For a new viewer to the film, THX 1138 is shockingly avant-garde, and bears no resemblance whatsoever to any of Lucas’ subsequent work. It has a loose, drifting narrative, a main character on Duval who is hardly lucid and is driven by non-articulated instincts to escape the nightmarish Orwellian society he is trapped in. Although indebted to 1984 and Fritz Lang’s Metropolis, and to a lesser extent Brave New World and the works of Philip K Dick, it is important not to understate the key role this film has played in the history of Sci-Fi. It has clearly had a profound influence on countless films from Terry Gilliam’s ‘Brazil’ and ‘12 Monkeys’, to ‘Gattaca’. Despite the science-fiction tag, this is very much a contemporaneous piece born from a climate of paranoia about surveillance that surfaced under Nixon and was manifest in films like The Conversation by Francis Ford Coppola, who was tellingly the producer here. It has it’s own singular visual identity, all starched whites, bald heads and surgical gowns, and there are some extraordinarily expressionistic scenes that rank among the genre’s finest.

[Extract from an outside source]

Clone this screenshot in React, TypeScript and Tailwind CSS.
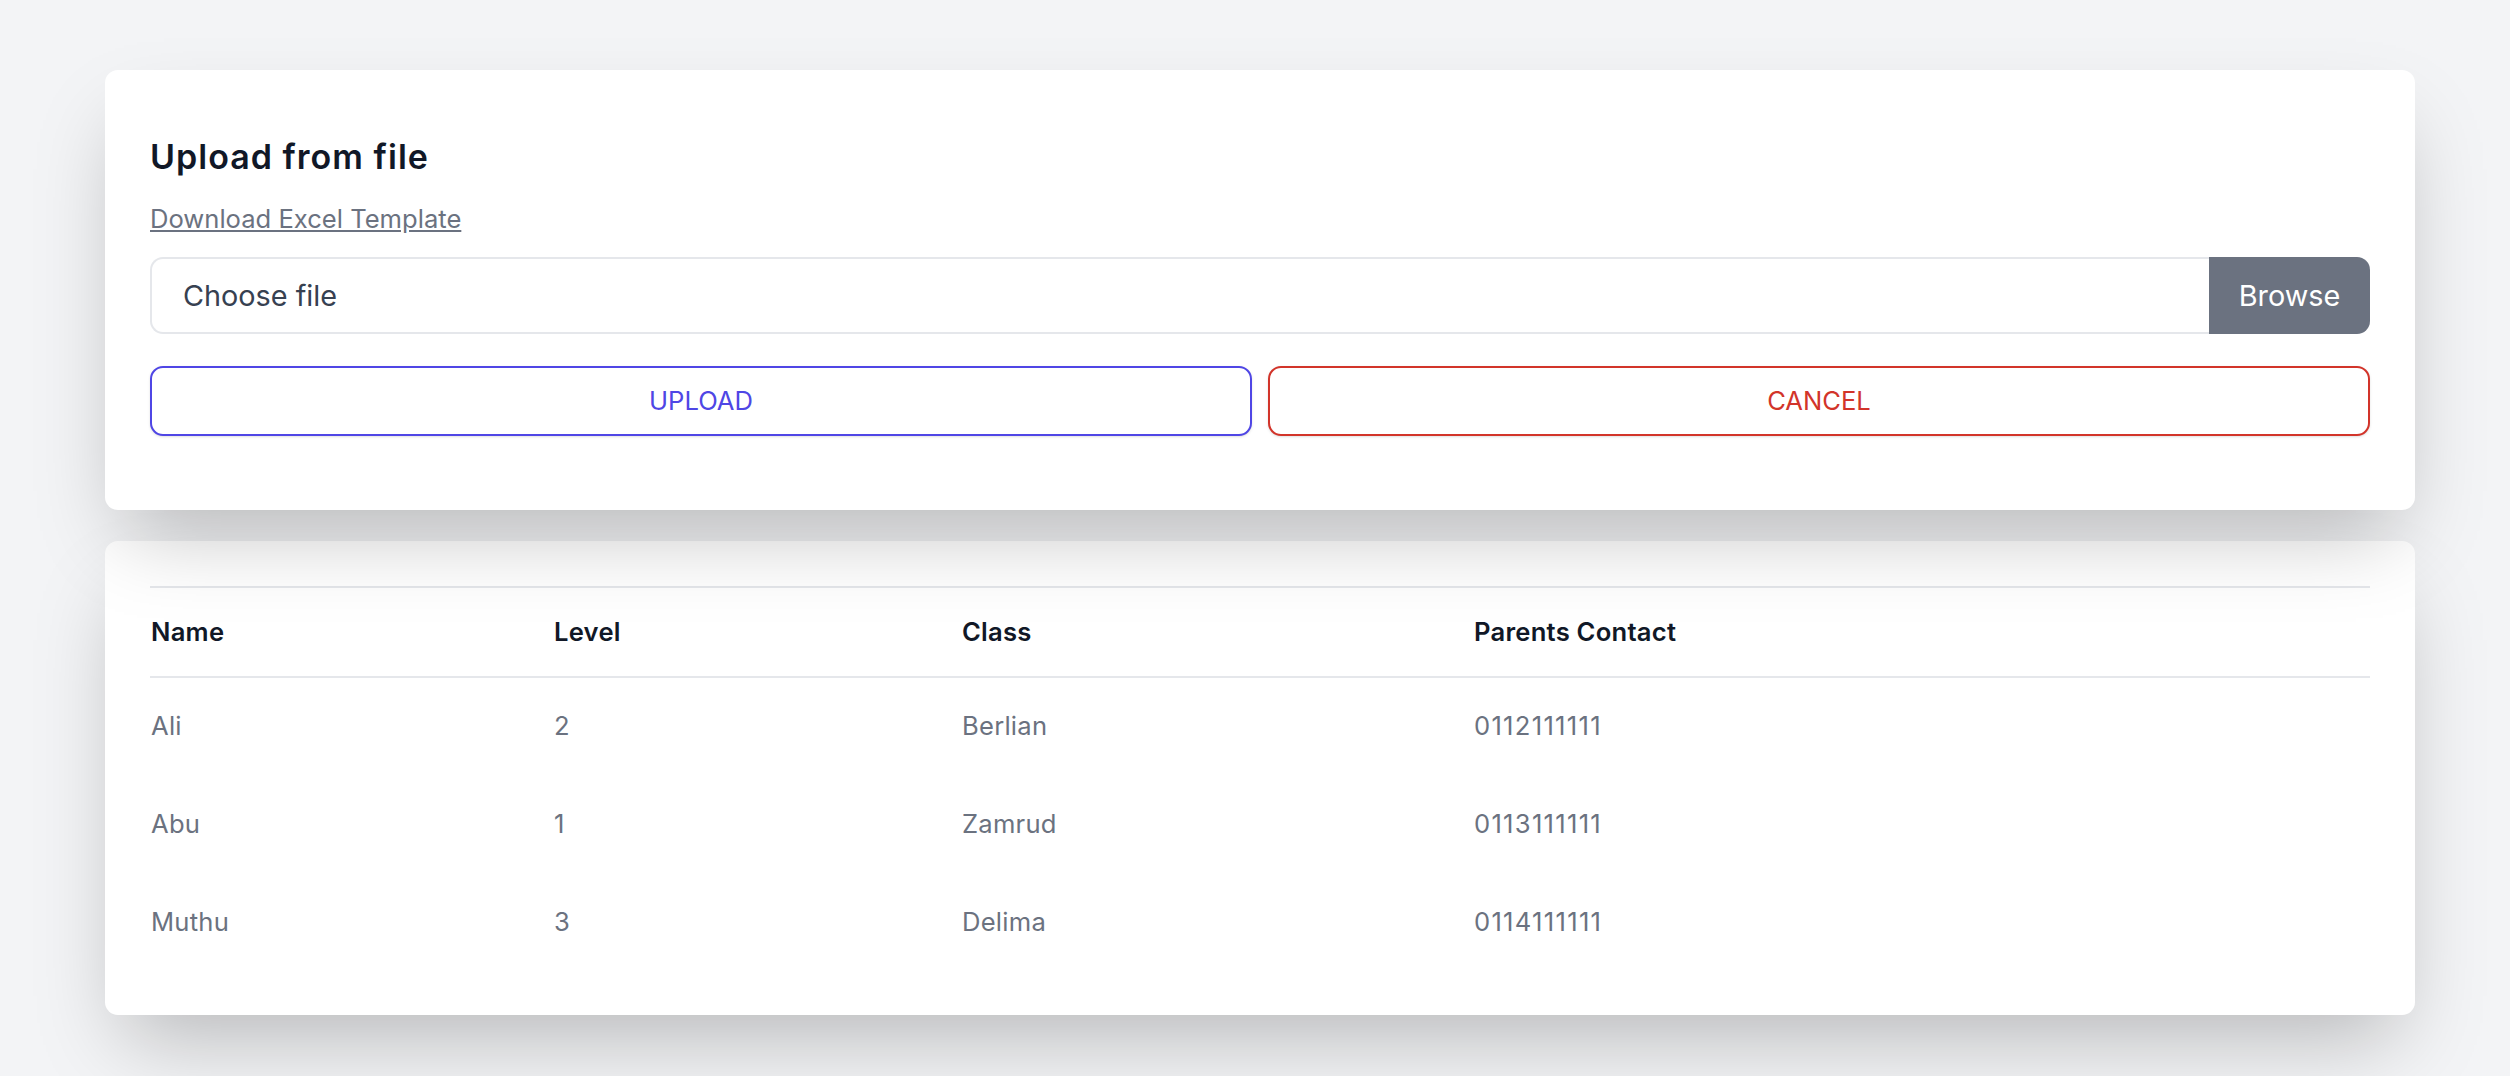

While the idea of citizens being debased to drug-induced, barcoded consumers is not wholly new - see Aldous Huxley - ‘THX 1138′ still seems to pre-empt alot of the more contemporaenous suspicion towards consumer culture among musicians, filmmakers and writers. In structure and atmosphere, it is nightmarish stuff that requires an audience prepared to accept ambiguity and near absence of meaningful structure or dialogue. However, such a dislocated mood is vital for a film which deals with a society of automatons whose human desires and thoughts are being ruthlessly subjugated and managed. Let yourself get sucked in!